Even though Jughead was confirmed to be asexual in the comic books, you’ve followed the chemistry between Lili Reinhart and Cole Sprouse and taken the Betty and Jughead route. When and how did that come about, and what can we continue to expect from them?

AGUIRRE-SACASA:  Very early on, when we were talking about the series, I thought there was something really interesting about the fact that Archie’s two best friends – his best gal friend, Betty, and his best guy friend, Jughead – would start a relationship, and that would be unexpected to Archie and he’d have to wrestle with that, a little bit, in the way he’d lose both of his best friends. In a way, the only common denominator between Betty and Jughead was Archie. They knew each other through Archie. It happens a lot, when friends start dating, that you can feel, like Archie feels, a little bit like the odd man out. Even though Archie is starting his own relationship, there is this idea of, “What a minute, this isn’t how it should be.” The other thing that’s really interesting, for me, about Jughead and Betty is that they’re so different. Betty is a cheerleader, she’s the editor of the school paper, and she’s the perfect girl-next-door. Jughead is much more of an outsider, a misfit and a loner from the wrong side of the tracks. I thought that would be an interesting relationship to play, which we do in subsequent episodes.

Will we definitively know what happened to Jason Blossom, by the end of this season, and once we do know the answers to those questions, if we were to go back and watch the season, would we see clues that we didn’t notice, the first time around?  

AGUIRRE-SACASA:  You will absolutely know who killed Jason Blossom by Episode 12. With that knowledge, if you went back and watched the season, you would see clues laid out, pretty clearly. We wrote a lot of the season before we started filming. It was a luxury because we were a mid-season show. So, we were able, in some places, to go back and adjust scripts, once we drilled down and zeroed in on the ending.

We know that Molly Ringwald will showing up in Riverdale soon. What can we expect from Archie’s mother, and how will she be shaking things up?

AGUIRRE-SACASA:  We’re so happy to have her! She’s an icon, and she’s also a great actor and lovely to work with. I will say that she comes to Riverdale for very personal reasons. There’s a lot of unfinished business between her and Archie, and her and Fred.
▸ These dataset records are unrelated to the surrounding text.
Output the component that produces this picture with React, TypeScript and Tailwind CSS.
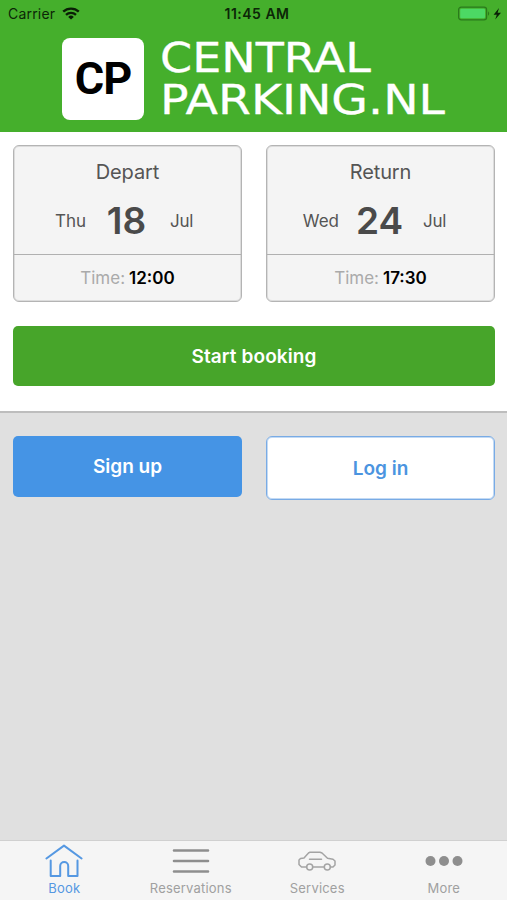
import clsx from "clsx";
import type { ReactNode } from "react";

interface DateCardProps {
  title: string;
  weekday: string;
  day: string;
  month: string;
  time: string;
}

interface TabProps {
  label: string;
  icon: ReactNode;
  active?: boolean;
}

function StatusBar() {
  return (
    <div className="grid h-[27px] grid-cols-3 items-center pr-1 pl-2 text-[14px] text-[#0c2607]">
      <div className="flex items-center gap-[7px]">
        <span className="tracking-[0.2px]">Carrier</span>
        <svg width="18" height="13" viewBox="0 0 18 13" fill="none" stroke="#0a1f06" strokeWidth="2.3">
          <path d="M1.2 4.7a11.2 11.2 0 0 1 15.6 0" />
          <path d="M4 7.9a7.2 7.2 0 0 1 10 0" />
          <path d="M9 12.6 6.2 9.9a4 4 0 0 1 5.6 0Z" fill="#0a1f06" stroke="none" />
        </svg>
      </div>
      <span className="pl-[3px] text-center font-semibold tracking-[0.5px] whitespace-nowrap">11:45 AM</span>
      <svg className="justify-self-end" width="46" height="16" viewBox="0 0 46 16">
        <rect x="1.6" y="1.2" width="28" height="12.6" rx="2.6" fill="none" stroke="#2a7a1c" strokeWidth="1.2" />
        <rect x="3.2" y="2.8" width="24.8" height="9.4" rx="1.2" fill="#4cd964" />
        <path d="M31 5.2q2.4 2.300 0 4.600Z" fill="#2a7a1c" />
        <path d="M42 2 36.600 8.800h3.200L38.200 13.600 44 6.800h-3.400Z" fill="#0a1f06" />
      </svg>
    </div>
  );
}

function Logo() {
  return (
    <div className="flex gap-4 pt-[10.5px] pl-[62px]">
      <div className="flex size-[82px] items-center justify-center rounded-lg bg-white font-[Roboto,sans-serif] text-[45px] leading-none font-bold tracking-[-1px] text-black">
        CP
      </div>
      <svg
        className="-mt-2 overflow-visible"
        width="300"
        height="100"
        viewBox="0 -8 300 100"
        fill="#fff"
        stroke="#fff"
        strokeWidth="0.3"
        fontFamily="'DejaVu Sans', sans-serif"
        fontSize="40"
      >
        <text x="0" y="33.500" textLength="211" lengthAdjust="spacingAndGlyphs">CENTRAL</text>
        <text x="0" y="76" textLength="285" lengthAdjust="spacingAndGlyphs">PARKING.NL</text>
      </svg>
    </div>
  );
}

function DateCard({ title, weekday, day, month, time }: DateCardProps) {
  return (
    <div className="h-[157px] w-[229px] rounded-md border border-[#b4b4b4] bg-[#f4f4f4] text-[#555] shadow-[inset_0_0_0_1px_#dcdcdc]">
      <div className="flex h-[109px] flex-col items-center border-b border-[#b0b0b0] pt-3">
        <div className="text-[20px] leading-7 tracking-[-0.1px]">{title}</div>
        <div className="mt-[10px] grid w-full grid-cols-[72px_81px_1fr] items-center leading-[50px]">
          <span className="text-right text-[17px]">{weekday}</span>
          <span className="text-center text-[37px] font-semibold text-[#4a4a4a]">{day}</span>
          <span className="pl-[3px] text-[17px] tracking-[-0.3px]">{month}</span>
        </div>
      </div>
      <div className="flex h-[47px] items-center justify-center gap-1 text-[17px]">
        <span className="text-[#aaa]">Time:</span>
        <span className="font-semibold text-black">{time}</span>
      </div>
    </div>
  );
}

function Tab({ label, icon, active }: TabProps) {
  return (
    <div className={clsx("flex flex-1 flex-col items-center", active ? "text-[#5598e2]" : "text-[#a0a0a0]")}>
      <div className="flex h-[39px] items-center">{icon}</div>
      <span className="text-[13px] leading-[17px] tracking-[0.2px]">{label}</span>
    </div>
  );
}

function HomeIcon() {
  return (
    <svg width="38" height="34" viewBox="0 0 38 34" fill="none" stroke="currentColor" strokeWidth="2" strokeLinecap="round" strokeLinejoin="round">
      <path d="M1.4 14.5 19 1.6l17.6 12.9" />
      <path d="M5.7 16.5V32h9.5V22a4 4 0 0 1 8 0v10h9.3V16.5" />
    </svg>
  );
}

function ListIcon() {
  return (
    <svg width="38" height="26" viewBox="0 0 38 26" stroke="#8e8e8e" strokeWidth="2.6" strokeLinecap="round">
      <path d="M2 2.5h34M2 13h34M2 23.5h34" />
    </svg>
  );
}

function CarIcon() {
  return (
    <svg width="38" height="20" viewBox="0 0 38 20" fill="none" stroke="#a4a4a4" strokeWidth="1.5" strokeLinecap="round" strokeLinejoin="round">
      <path d="M8.500 16H3.500L1 13.500V9l1.500-1.500L6 7l4.500-5L12 1.200h10l2 .8 5.500 5.200 5.500 1L37 10v4l-2 2h-2.500M15 16h11" />
      <path d="M11.500 8.200h12" />
      <circle cx="11.700" cy="16" r="3" />
      <circle cx="29.300" cy="16" r="3" />
    </svg>
  );
}

function MoreIcon() {
  return (
    <svg width="38" height="12" viewBox="0 0 38 12" fill="#8e8e8e">
      <circle cx="5.500" cy="6" r="5" />
      <circle cx="19" cy="6" r="5" />
      <circle cx="32.500" cy="6" r="5" />
    </svg>
  );
}

export default function App() {
  return (
    <div className="flex h-[900px] w-[507px] flex-col overflow-hidden bg-[#e0e0e0] font-[Inter,sans-serif]">
      <header className="h-[132px] shrink-0 bg-[#45af2c]">
        <StatusBar />
        <Logo />
      </header>

      <section className="flex h-[281px] shrink-0 flex-col border-b-2 border-[#bdbdbd] bg-white pt-[13px] pr-3 pl-[13px]">
        <div className="flex gap-6">
          <DateCard title="Depart" weekday="Thu" day="18" month="Jul" time="12:00" />
          <DateCard title="Return" weekday="Wed" day="24" month="Jul" time="17:30" />
        </div>
        <button className="mt-6 h-[60px] w-full rounded-[5px] bg-[#47a52a] pt-[2px] text-[19px] font-semibold tracking-[0.1px] text-white">
          Start booking
        </button>
      </section>

      <section className="flex flex-1 items-start gap-6 pt-[23px] pr-3 pl-[13px]">
        <button className="h-[61px] w-[229px] rounded-[5px] bg-[#4594e5] pt-[2px] text-[19px] font-semibold text-white">
          Sign up
        </button>
        <button className="h-16 w-[229px] rounded-md border border-[#79abe5] bg-white pt-[2px] text-[19px] font-semibold text-[#4b94e0] shadow-[inset_0_0_0_1px_#c3daf4]">
          Log in
        </button>
      </section>

      <nav className="flex h-[60px] shrink-0 border-t border-[#d0d0d0] bg-[#f5f5f5] pl-px">
        <Tab label="Book" icon={<HomeIcon />} active />
        <Tab label="Reservations" icon={<ListIcon />} />
        <Tab label="Services" icon={<CarIcon />} />
        <Tab label="More" icon={<MoreIcon />} />
      </nav>
    </div>
  );
}
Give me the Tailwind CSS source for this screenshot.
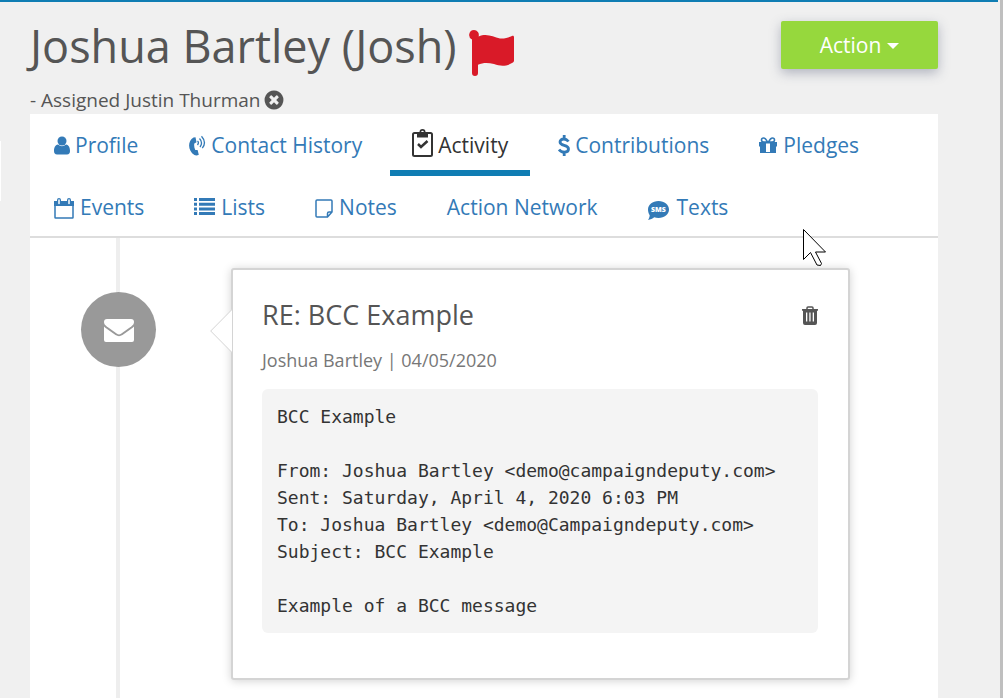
<!DOCTYPE html>
<html lang="en">
<head>
    <meta charset="UTF-8">
    <meta name="viewport" content="width=device-width, initial-scale=1.0">
    <title>Joshua Bartley (Josh) - Activity</title>
    <script src="https://cdn.jsdelivr.net/npm/@tailwindcss/browser@4"></script>
</head>
<body class="relative flex min-h-screen flex-col border-r-3 border-[#bfbfbf] bg-[#f0f0f0] font-['Open_Sans',sans-serif] text-[#555]">
    <div class="mr-0.5 h-0.5 shrink-0 bg-[#0f7db3]"></div>
    <!-- edge of the collapsed sidebar -->
    <div class="absolute left-0 top-[141px] h-[60px] w-px bg-white"></div>

    <div class="flex grow flex-col pl-[30px] pr-[62px]">
        <header class="flex h-28 items-start justify-between">
            <div>
                <h1 class="mt-3.5 flex items-center gap-3 text-[45px] leading-[60px]">
                    Joshua Bartley (Josh)
                    <svg class="mt-3.5 h-[46px] w-[46px]" viewBox="0 0 46 46" fill="#d91a28"><path d="M5 0a5 5 0 0 1 4.600 6.500C18 3 24 7 31 8.500c5 .5 9-1.500 12-2.500 1.500-.5 2 .3 2 1.500v23c0 1.200-.6 1.900-2 2.600-7 4-12 3-18 1-6-1.500-11-1.500-16 .6V43a2.800 2.800 0 0 1-6 0V9.500A5 5 0 0 1 5 0z"/></svg>
                </h1>
                <p class="mt-3 flex items-center gap-[3px] text-[19px] leading-6">
                    - Assigned Justin Thurman
                    <button type="button" aria-label="Remove assignment">
                        <svg class="h-[22px] w-[22px]" viewBox="0 0 1792 1792" fill="currentColor"><path d="M1277 1122q0-26-19-45l-181-181 181-181q19-19 19-45 0-27-19-46l-90-90q-19-19-46-19-26 0-45 19l-181 181-181-181q-19-19-45-19-27 0-46 19l-90 90q-19 19-19 46 0 26 19 45l181 181-181 181q-19 19-19 45 0 27 19 46l90 90q19 19 46 19 26 0 45-19l181-181 181 181q19 19 45 19 27 0 46-19l90-90q19-19 19-46zm387-226q0 209-103 385.500t-279.500 279.500-385.500 103-385.500-103-279.500-279.500-103-385.500 103-385.500 279.500-279.500 385.500-103 385.500 103 279.500 279.500 103 385.500z"/></svg>
                    </button>
                </p>
            </div>
            <button type="button" class="mt-[19px] flex h-12 w-[157px] items-center justify-center gap-1.5 rounded-xs bg-[#96d83d] pt-0.5 text-[21px] text-white shadow-[0_4px_12px_rgba(60,70,100,0.35)]">
                Action
                <svg class="h-1.5 w-3" viewBox="0 0 12 6" fill="currentColor"><path d="M0 0h12L6 6z"/></svg>
            </button>
        </header>

        <main class="flex grow flex-col bg-white">
            <nav class="flex flex-wrap gap-x-1.5 border-b-2 border-[#ddd] pl-0.5 text-[21px] text-[#337ab7]">
                <a href="#" class="flex h-[62px] items-center gap-[5px] border-b-6 border-transparent px-[22px] pt-2">
                    <svg class="mb-0.5 h-[19px] w-4" viewBox="0 0 16 19" fill="currentColor"><circle cx="8" cy="5" r="4.500"/><path d="M4 8.500q4 3.500 8 0c3 .3 4 3.500 4 6.500 0 2-1 3.500-3 3.500H3c-2 0-3-1.500-3-3.500 0-3 1-6.200 4-6.500z"/></svg>
                    Profile
                </a>
                <a href="#" class="flex h-[62px] items-center gap-[5px] border-b-6 border-transparent px-[22px] pt-2">
                    <svg class="mb-0.5 h-[21px] w-[18px]" viewBox="0 0 18 21" fill="none" stroke="currentColor"><path fill="currentColor" stroke="none" d="M5.500 2.600 7.500 2.300l1 5-2.200 1.200c-.4 2.400 0 4.600 1 6.600l2.300-.2 1.200 4.900c-1.300.7-2.900.9-4.400.3C0 16-1 6.500 5.500 2.600z"/><path d="M9.500 6q1.800 1.500 0 4M11.500 3.500q3.800 4 .5 8.500M13.500 1.200q5.500 6 .8 12" stroke-width="1.300"/></svg>
                    Contact History
                </a>
                <a href="#" aria-current="page" class="flex h-[62px] items-center gap-[5px] border-b-6 border-[#0f7db3] px-[22px] pt-2 text-[#333]">
                    <svg class="mb-1.5 h-7 w-[21px]" viewBox="0 0 21 28"><rect x="1" y="4" width="19" height="23" rx="1.500" fill="none" stroke="currentColor" stroke-width="2"/><path fill="currentColor" fill-rule="evenodd" d="M5 3h2.500a3 3 0 0 1 6 0H16v5.500H5zM10.500 1.800a1.300 1.300 0 1 0 0 2.600 1.300 1.300 0 0 0 0-2.600z"/><path d="m6 15 3 3 6.500-6" fill="none" stroke="currentColor" stroke-width="2.500"/></svg>
                    Activity
                </a>
                <a href="#" class="flex h-[62px] items-center gap-[5px] border-b-6 border-transparent px-[22px] pt-2">
                    <svg class="mb-0.5 h-[21px] w-3" viewBox="0 0 12 21" fill="none" stroke="currentColor" stroke-width="2.800"><path d="M10.500 6.500C9 4.600 7.500 4 5.800 4 3.500 4 2 5.200 2 7c0 4.500 8.500 2.300 8.500 7 0 2-1.800 3.200-4.200 3.200-2 0-4-.8-5.300-2.700M6.200 0v4M6.200 17v4"/></svg>
                    Contributions
                </a>
                <a href="#" class="flex h-[62px] items-center gap-1.5 border-b-6 border-transparent px-[22px] pt-2">
                    <svg class="mb-0.5 h-[17px] w-[18px]" viewBox="0 0 18 17" fill="currentColor"><path fill-rule="evenodd" d="M0 5h18v4.500h-1V16H1V9.500H0zM7 6.500V15h4V6.500z"/><path d="M8.500 5C7 2 6 1 4.600 1S2.500 2 2.500 3s1 2 2.500 2zM9.500 5C11 2 12 1 13.400 1s2.100 1 2.100 2-1 2-2.500 2z" fill="none" stroke="currentColor" stroke-width="1.600"/></svg>
                    Pledges
                </a>
                <a href="#" class="flex h-[60px] items-center gap-1.5 px-[22px] pt-1">
                    <svg class="h-[21px] w-5" viewBox="0 0 20 21"><path d="M1 4h18v15.500q0 .5-.5.5h-17q-.5 0-.5-.5z" fill="none" stroke="currentColor" stroke-width="1.500"/><path fill="currentColor" d="M0 3h20v5H0z"/><path d="M5 2v3.500M15 2v3.500" stroke="currentColor" stroke-width="4" stroke-linecap="round"/><path d="M5 2v3.500M15 2v3.500" stroke="#fff" stroke-width="1.500" stroke-linecap="round"/></svg>
                    Events
                </a>
                <a href="#" class="flex h-[60px] items-center gap-1.5 px-[22px] pt-1">
                    <svg class="mb-1 h-[17px] w-[21px]" viewBox="0 0 21 17" fill="currentColor"><path d="M0 0h3v3H0zM5 0h16v3H5zM0 4.700h3v3H0zM5 4.700h16v3H5zM0 9.400h3v3H0zM5 9.400h16v3H5zM0 14h3v3H0zM5 14h16v3H5z"/></svg>
                    Lists
                </a>
                <a href="#" class="flex h-[60px] items-center gap-1.5 px-[22px] pt-1">
                    <svg class="h-[19px] w-[18px]" viewBox="0 0 18 19" fill="none" stroke="currentColor" stroke-width="1.500"><path d="M2 1h14q1 0 1 1v11l-4.500 5H2q-1 0-1-1V2q0-1 1-1zM12.500 18v-3.500q0-1.500 1.500-1.500h3"/></svg>
                    Notes
                </a>
                <a href="#" class="flex h-[60px] items-center px-[22px] pt-1">Action Network</a>
                <a href="#" class="flex h-[60px] items-center gap-2 px-[22px] pt-1">
                    <svg class="mt-1 h-[19px] w-[21px]" viewBox="0 0 21 19"><path fill="currentColor" d="M10.500 0C16.500 0 21 3.800 21 8.500S16.500 17 10.500 17c-1.500 0-3-.3-4.300-.7C4.500 17.800 2.500 18.700 0 19c1-1.300 1.600-2.800 1.700-4.700C.6 12.700 0 10.700 0 8.500 0 3.800 4.500 0 10.500 0z"/><text x="10.500" y="11" text-anchor="middle" fill="#fff" font-family="Open Sans, sans-serif" font-size="7" font-weight="800">SMS</text></svg>
                    Texts
                </a>
            </nav>

            <section class="relative flex grow items-start pb-[18px] pl-[51px] pr-[88px] pt-[30px]">
                <!-- timeline rail -->
                <div class="absolute bottom-0 left-[86px] top-0 w-1 bg-[#eee]"></div>
                <div class="relative mt-6 flex size-[75px] shrink-0 items-center justify-center rounded-full bg-[#999]">
                    <svg class="mt-0.5 h-[23px] w-[30px]" viewBox="0 0 30 23" fill="#fff"><path d="M3 0h24q3 0 3 3c0 2-1 3-2.500 4.200L17 14.800q-2 1.400-4 0L2.500 7.200C1 6 0 5 0 3q0-3 3-3z"/><path d="M0 7.500q1 1 2 1.700l9.500 6.800q3.500 2.300 7 0L28 9.200q1-.7 2-1.700V21q0 2-2 2H2q-2 0-2-2z"/></svg>
                </div>
                <article class="relative ml-[75px] grow rounded-[3px] border-2 border-[#d4d4d4] bg-white pb-[45px] pl-[29px] pr-[30px] pt-[27px] shadow-[0_1px_10px_rgba(0,0,0,0.18)]">
                    <svg class="absolute -left-[23px] top-[39px] h-11 w-[22px]" viewBox="0 0 22 44"><path d="M22 .5.700 22 22 43.500" fill="#fff" stroke="#d4d4d4"/></svg>
                    <div class="flex items-center justify-between">
                        <h2 class="text-[27px] leading-9">RE: BCC Example</h2>
                        <button type="button" aria-label="Delete activity">
                            <svg class="h-[19px] w-4" viewBox="0 0 16 19"><path d="M5 3V2q0-1 1-1h4q1 0 1 1v1" fill="none" stroke="currentColor" stroke-width="1.500"/><path fill="currentColor" fill-rule="evenodd" d="M0 3h16v1.800h-1V17q0 2-2 2H3q-2 0-2-2V4.800H0zM4 6.500v9h1.300v-9zM7.300 6.500v9h1.300v-9zM10.700 6.500v9H12v-9z"/></svg>
                        </button>
                    </div>
                    <p class="mt-[13px] text-lg leading-7 text-[#777]">Joshua Bartley | 04/05/2020</p>
                    <pre class="mt-[15px] rounded-md bg-[#f4f4f4] px-[15px] py-3.5 font-['DejaVu_Sans_Mono',monospace] text-lg leading-[27px] text-[#333]">BCC Example

From: Joshua Bartley &lt;demo@campaigndeputy.com&gt;
Sent: Saturday, April 4, 2020 6:03 PM
To: Joshua Bartley &lt;demo@Campaigndeputy.com&gt;
Subject: BCC Example

Example of a BCC message</pre>
                </article>
            </section>
        </main>
    </div>

    <!-- mouse pointer -->
    <svg class="pointer-events-none absolute left-[803px] top-[229px] h-[38px] w-6" viewBox="0 0 24 38"><path d="M.5.500v30l7-7L14 36l3.500.5 1-2L12.500 23h10z" fill="#fff" stroke="#000"/></svg>
</body>
</html>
But she does get caught up in the mystery and does have a role in how that unfolds, in the back half of the season.

What are the big questions that we should be asking ourselves, for the remaining episodes, this season?


Image via The CW

AGUIRRE-SACASA:  Obviously, you should be asking, who killed Jason Blossom? Will Jughead figure out what’s up with his father, and how will that affect their relationship, moving forward? Betty and Jughead are so different, so is that a good thing for their relationship or a bad thing? What happens when they’re first tested? That’s something that’s going to come up. For Archie, he’s just started maybe dating Valerie, so is that going to go the distance, or is it going to be another one of these Archie relationships that he can’t quite fully enjoy and invest in because of his own baggage?

Do you already have a pretty good idea of what Season 2 will be, and are you looking to do around the same amount of episodes, or would you like to have a few more to work with?

AGUIRRE-SACASA:  We haven’t heard, definitively, about the size of the order. The writers and I have been meeting and we’ve definitely started talking about what the concept and theme and what the genre element will be, but it’s still a little too early to talk about. We’ll do that, around the finale. The good thing about having more episodes is that it would allow us to tell more stories about our supporting players, who are wonderful and are played by wonderful actors. We all want to do more with Kevin and Josie, and all of those people. The really big advantage of getting a bigger order is that we could do that, and we could have some episodes that are stand-alone. We have a couple of episodes this season that are sort of stand-alone episodes. Episode 3 was sort of a stand-alone episode, and Episode 10 is sort of a stand-alone episode, but because we only have 13 episodes, we really have to hit the mystery hard, in every episode. So, if we had a big order, we could include those special stand-alone episodes that people really like.

Riverdale airs on Thursday nights on The CW.